Indigenous bikeways

As long as I’m talking about terminology, I’m thinking of using the term indigenous instead of natural to describe the existing infrastructure of a city prior to the construction of any bike-specific facilities. The OED defines indigenous as “Originating or occurring naturally in a particular place,” which I think captures the idea I want to get across. Indigenous bikeways aren’t entirely natural, but they exist (or don’t) based on decisions that were made decades or centuries ago.

The term also has a slightly unsettling connection to colonialism which I actually think is good, because I think urbanism often has a slightly unsettling connection to colonialism, or more specifically Orientalism.

And I happened to be visiting a city named for America’s favorite colonialist.

Typical street in Old Town East

Typical street in Old Towne East

It didn’t take long to note the difference in indigenous bikeways in Columbus vs. Minneapolis. I haven’t yet delved into the research on how road design affects driver behavior, but it’s quickly evident that a one-way road without trees generates traffic that’s faster and more oblivious than two-way tree-lined roads. I was staying in Old Towne East, and unlike my Minneapolis neighborhood, most of the streets were barren of trees, and several of the roads were essentially one-way, one lane thoroughfares. Some of these had bike lanes, but at best you would categorize them as useful rather than pleasant facilities.

Columbus has more topographic challenges than Minneapolis. The downtown is at the confluence of the Scioto and Olentangy Rivers, both of which run north-south, and Alum Creek to the east also runs north-south. That topography led to the city’s infrastructure being built mostly along narrow north-south corridors, and today the rail lines, freeways, and arterials really disrupt east-west access.
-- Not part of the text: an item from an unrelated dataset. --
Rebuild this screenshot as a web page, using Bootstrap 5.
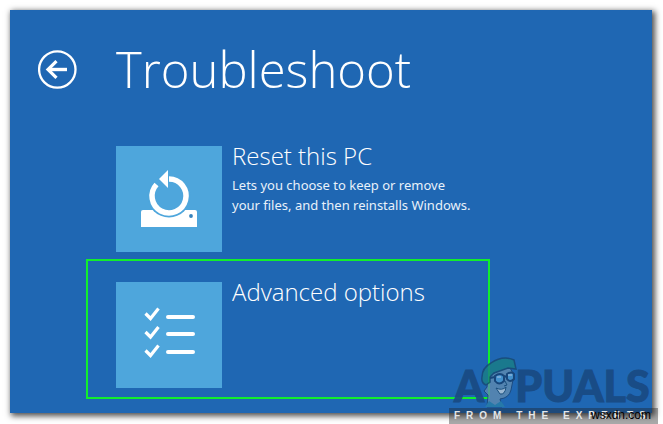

This isn’t a surprise. Old Towne East has been a low-income neighborhood for decades, like most of the other areas to the east of downtown. The siting of the freeways in U.S. cities was implicitly or explicitly intended to cut off the downtown from areas which were perceived as blighted. It turned out to be not only a moral error but an economic one, as splintering the city worsened the situation. That error is one of the enduring legacies of urban planning, and part of why urban planners need to double and triple-check their own assumptions when making proposals.